What’s in the bag?

DP World Tour caddy Chris Simmons gives an insight into the equipment used by the best players in the world

The clubs we carry week-in and week-out on the tour are the most important part of our players’ setup. Each is customised to their needs – from overall weight, swing weight and shaft flex to the grinds on the soles of the wedges and irons.

While some players use the latest exotic shafts, others have a special supply of older shafts no longer in production and carried by the tour vans for their clubs only. In my experience with Matt Jordan, I know his clubs are the same as what you or I could purchase, there’s nothing special about them other than the high tolerance tests they’re subjected to.

When it comes to equipment, there is one standout difference between tour players and amateurs – tour players don’t change their swings to suit clubs. These guys know their swings and know what the club should be doing, so it’s always down to the fitter to get it working correctly.

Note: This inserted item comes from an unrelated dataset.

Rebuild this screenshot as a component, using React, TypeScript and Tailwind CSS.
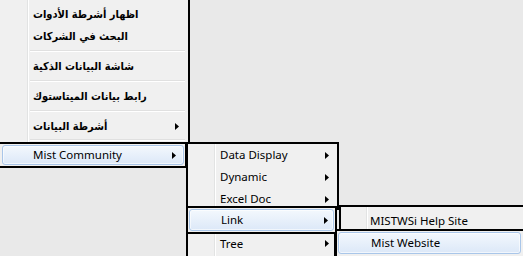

The tour players have access to as much equipment as they want and changing out clubs for new ones is down to personal preference. Generally, wedges will last three to four months and irons will be changed least often. Driver changes are swayed by the manufacturers. In my experience, 75% of the guys are testing new products as soon as they’re available, roughly 15% will take some more time, and 10% won’t even look at it during the core season. They will all always use the newest headcover though.

When it comes to choosing 14 clubs for a tournament, some players like to tinker and others don’t. These decisions are based on the course, specific shots required and conditions. Matt travels with 16 clubs in his bag, always having a spare driver and the option of a two-iron or Callaway’s Utility Wood, which fits the gap between his irons and three-wood well in the right conditions. Some guys travel with a lot more and it’s really important we put the bag away on Wednesday night with 14 clubs in it and those extra ones don’t go near it again.

The most important thing on equipment for every player, and something every amateur should be doing too, is to test every club in your bag and know their specs. That starts with knowing your lofts and lies, and checking them regularly – we check ours every couple of months on tour.

Club golfers can also access the same launch monitors we do to test equipment and it’s really important when you’re shelling out £500 on a new driver. Take the time to talk to your pro or club fitter, try out the kit and feel confident you’ve got the right setup, backed up by data, before making a change.

Having confidence that your clubs are fit correctly can make a huge difference to your scores and it’s something we can all do the same as the best players in the world.